What will happen this year? Will the visitation continue to grow, or will it shrink?

The 24-hour news cycle is so filled with the constantly changing storylines out of Washington — tariffs, trade wars, tax cuts, DEI, sexual orientation, official language, Gulf of America, Russia, government shutdown, education, inflation, the price of eggs — that it's very possible that national park travelers aren't fully aware of what on-the-ground conditions they might find when they travel to their favorite park. They might not know that National Park Week is scheduled for, uh, scheduled for ... well, we're actually not sure, since there's been no Park Service announcement about that annual week honoring the parks, though it's probably the week of April 20.

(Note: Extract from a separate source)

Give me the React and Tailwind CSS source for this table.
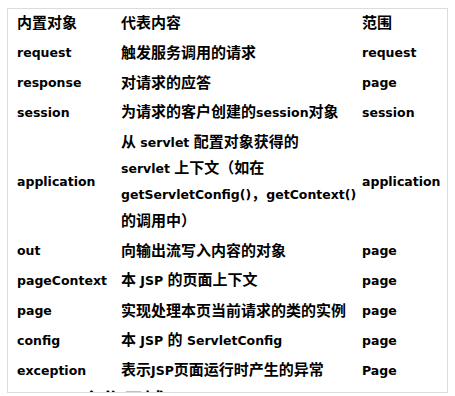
import React from 'react';

const rows = [
  { name: 'request', desc: ['触发服务调用的请求'], scope: 'request' },
  { name: 'response', desc: ['对请求的应答'], scope: 'page' },
  { name: 'session', desc: ['为请求的客户创建的session对象'], scope: 'session' },
  {
    name: 'application',
    desc: ['从 servlet 配置对象获得的', 'servlet 上下文（如在', 'getServletConfig()，getContext()', '的调用中）'],
    scope: 'application',
  },
  { name: 'out', desc: ['向输出流写入内容的对象'], scope: 'page' },
  { name: 'pageContext', desc: ['本 JSP 的页面上下文'], scope: 'page' },
  { name: 'page', desc: ['实现处理本页当前请求的类的实例'], scope: 'page' },
  { name: 'config', desc: ['本 JSP 的 ServletConfig'], scope: 'page' },
  { name: 'exception', desc: ['表示JSP页面运行时产生的异常'], scope: 'Page' },
];

// CJK runs get the bigger CJK font, latin runs the narrower sans
const Mixed = ({ text }) => {
  const parts = text.split(/([\u4e00-\u9fff\uff08\uff09\uff0c]+)/).filter(Boolean);
  return (
    <span className="whitespace-pre">
      {parts.map((p, i) =>
        /[\u4e00-\u9fff\uff08\uff09\uff0c]/.test(p) ? (
          <span key={i} className="text-[15px] font-['Noto_Sans_CJK_SC',sans-serif]">{p}</span>
        ) : (
          <span key={i} className="text-[12.5px] font-['DejaVu_Sans','Noto_Sans_CJK_SC',sans-serif]">{p}</span>
        )
      )}
    </span>
  );
};

const Line = ({ text }) => (
  <div className="h-[26px] flex items-center overflow-visible">
    <Mixed text={text} />
  </div>
);

const Row = ({ name, desc, scope }) => (
  <div className="grid grid-cols-[113px_241px_1fr] items-center py-[2px]">
    <div className="pl-[9px]"><Line text={name} /></div>
    <div className="flex flex-col">
      {desc.map((line, i) => (
        <Line key={i} text={line} />
      ))}
    </div>
    <div><Line text={scope} /></div>
  </div>
);

export default function App() {
  return (
    <div className="w-[455px] h-[396px] bg-white overflow-hidden pt-[8px] pl-[7px]">
      <div className="w-[441px] h-[385px] border border-[#dcdcdc] overflow-hidden font-bold text-black leading-[18px]">
        <div className="grid grid-cols-[113px_241px_1fr] items-center h-[28px] pb-[2px]">
          <div className="pl-[9px]"><Line text="内置对象" /></div>
          <div><Line text="代表内容" /></div>
          <div><Line text="范围" /></div>
        </div>
        {rows.map((r) => (
          <Row key={r.name} {...r} />
        ))}
        <div className="pl-[52px] pt-[3px] text-[20px] leading-[24px] tracking-[1px] font-['Noto_Sans_CJK_SC',sans-serif]">
          四个作用域
        </div>
      </div>
    </div>
  );
}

"I'm not sure how much regular park visitors know about these cuts. It's top of mind for folks like us working on these topics, but cuts to park staff might not be top headlines amidst a dynamic news cycle," Megan Lawswon, an economist at Headwaters Economics in Bozeman, Montana, told me. "The impacts to visitation I suspect will be felt more once high season starts when visitors see longer lines, unmaintained bathrooms, and fewer rangers available for talks and information. Until then, concerns might be easier to dismiss because they're hypothetical."

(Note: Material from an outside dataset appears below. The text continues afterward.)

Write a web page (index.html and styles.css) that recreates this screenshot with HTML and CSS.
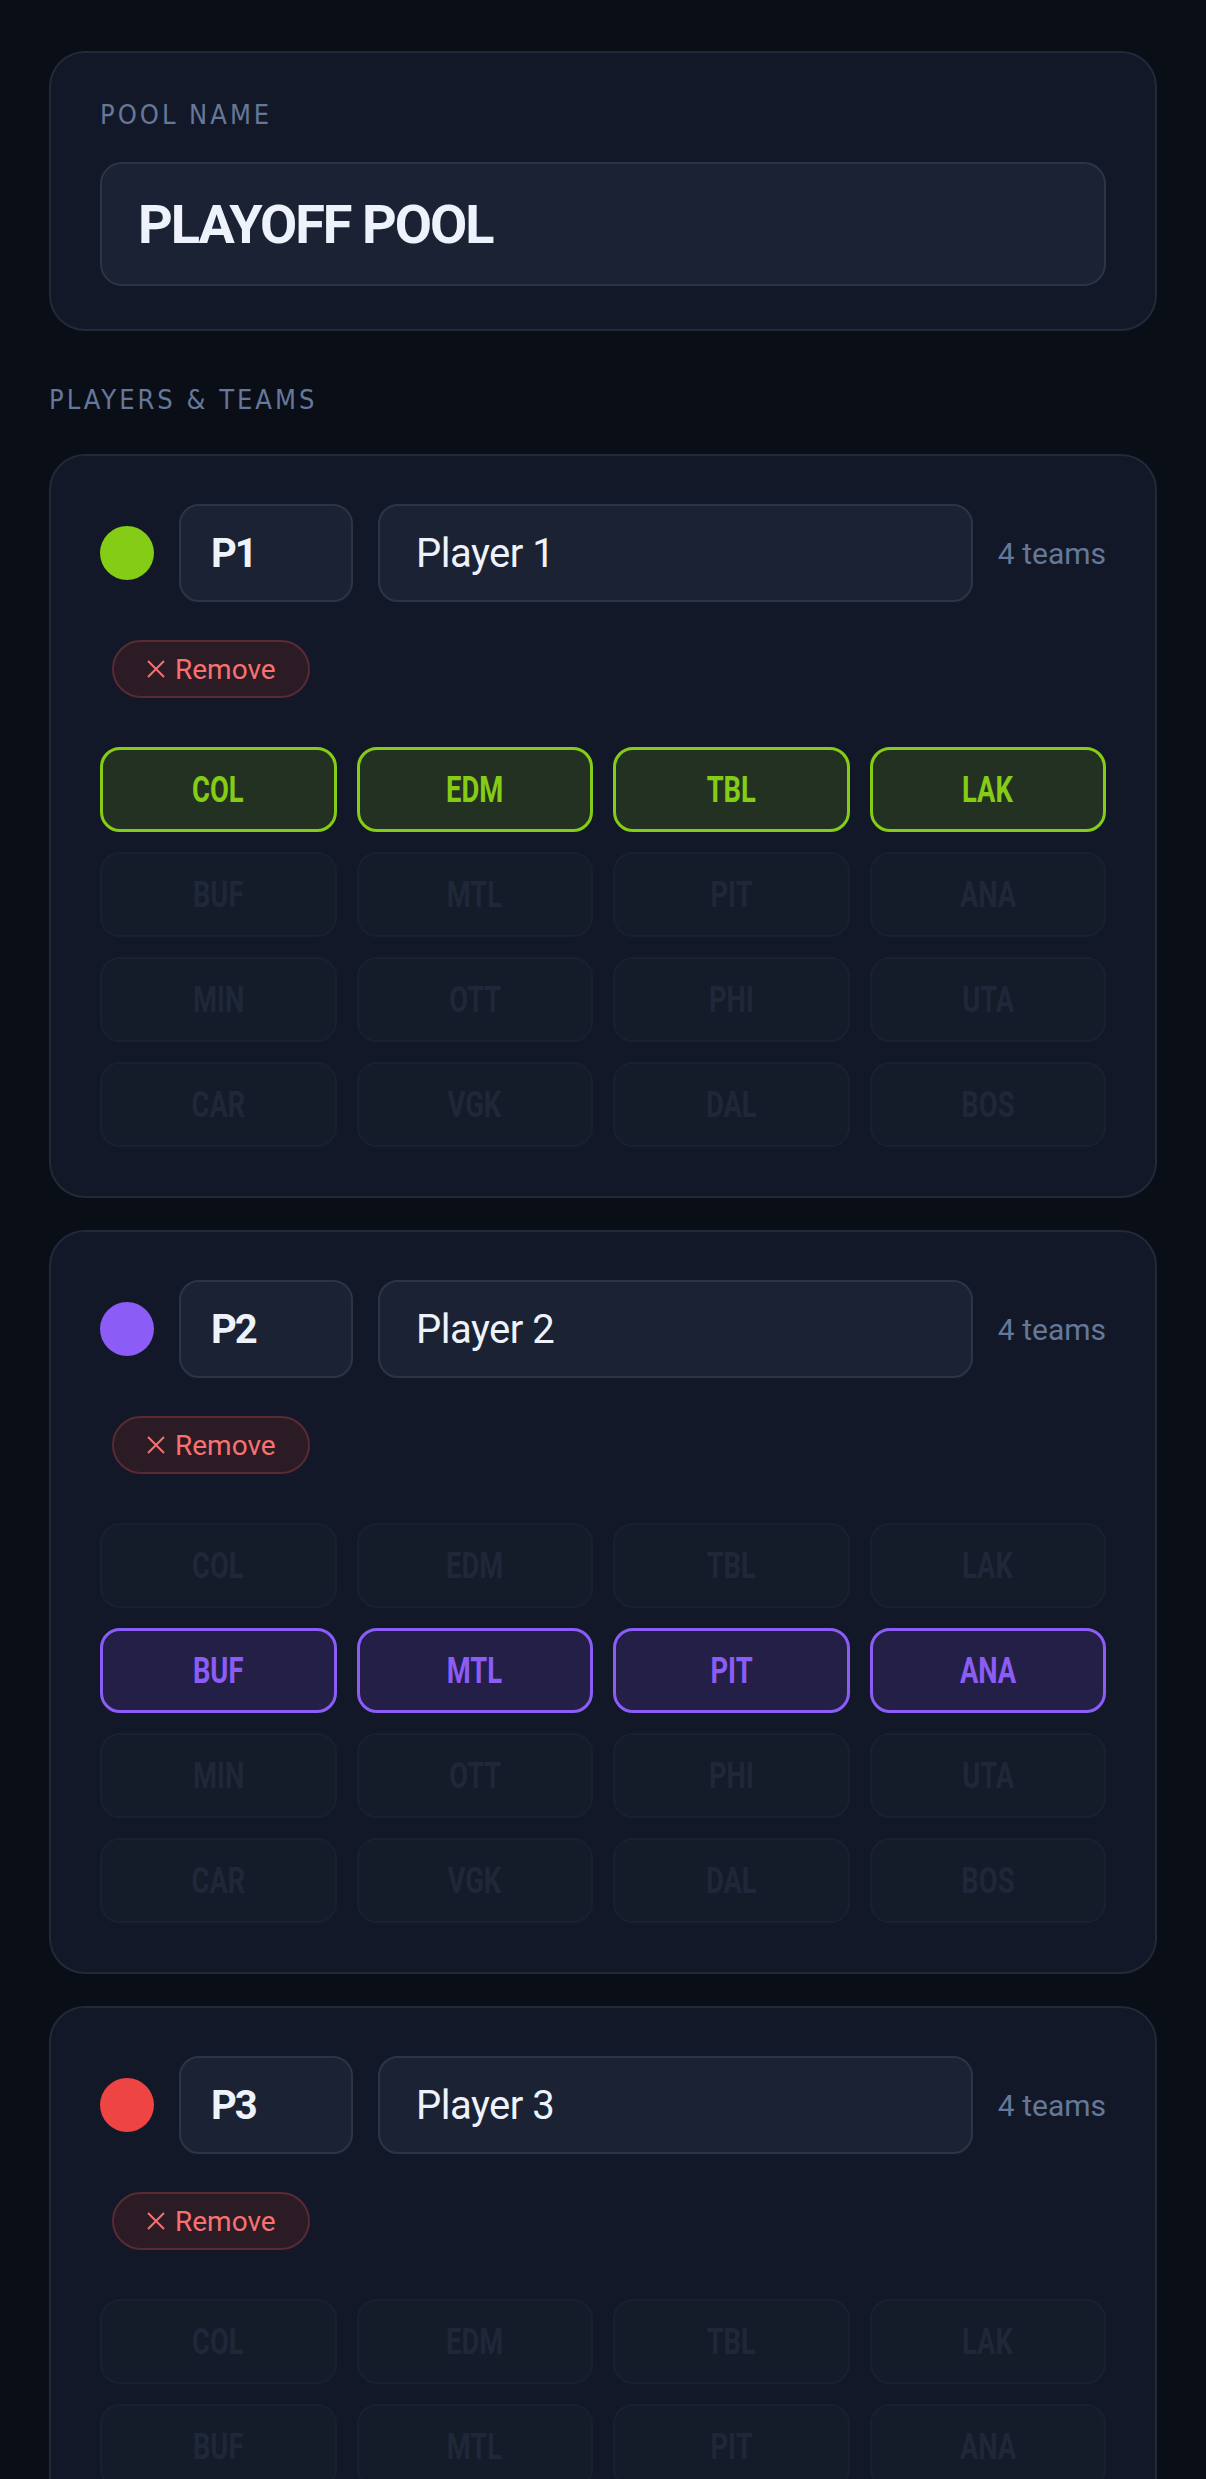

What about gateway communities, which depend very dearly on park travelers?

Back in 2023, the most recent year for which data is available, those 325.5 million park visitors spent an estimated $26.4 billion in local gateway regions, according to the Park Service. That spending supported 415,000 jobs, $19.4 billion in labor income, $32 billion in value added income, and $55.6 billion in economic output in the national economy, the agency said.

Big numbers from a park system for which the National Park Service receives 1/15th of 1 percent of the $6.75 trillion federal budget, a miniscule amount that nevertheless has attracted the termination cannons from the Department of Government Efficiency. Is the administration so contemptuous of the Park Service that it wants to further whittle away at that 1/15 of 1 percent budget in the belief that that will help reduce the $1.83 trillion federal deficit, or free more money for tax breaks? Or is the strategy to so cripple the Park Service that it can't fulfill its mission and so private operators will have to be brought in to run some parks?

“We are worried that all this is a planned 'starvation' of the national parks so it can be said that the National Park Service is unable to carry out its mission of providing for visitor enjoyment and protection of its resources,” said Wade on Thursday. “This could be used to justify privatization or development in parks that is inconsistent with their purposes.”

Will the Trump-weakened National Park Service be noticed at the park gateway level?

"It may take longer for the impacts to be felt in gateway communities if visitors are still coming, for now," Lawson said. "But those communities and businesses will bear the brunt of impacts if fewer people come due to poor visitor or resource management."

An even greater bearer of the impacts will be the National Park Service and the National Park System.

* A federal judge on Thursday ordered the Interior Department and other departments to rehire probationary employees who were improperly fired on Valentine's Day, including roughly 1,000 NPS employees.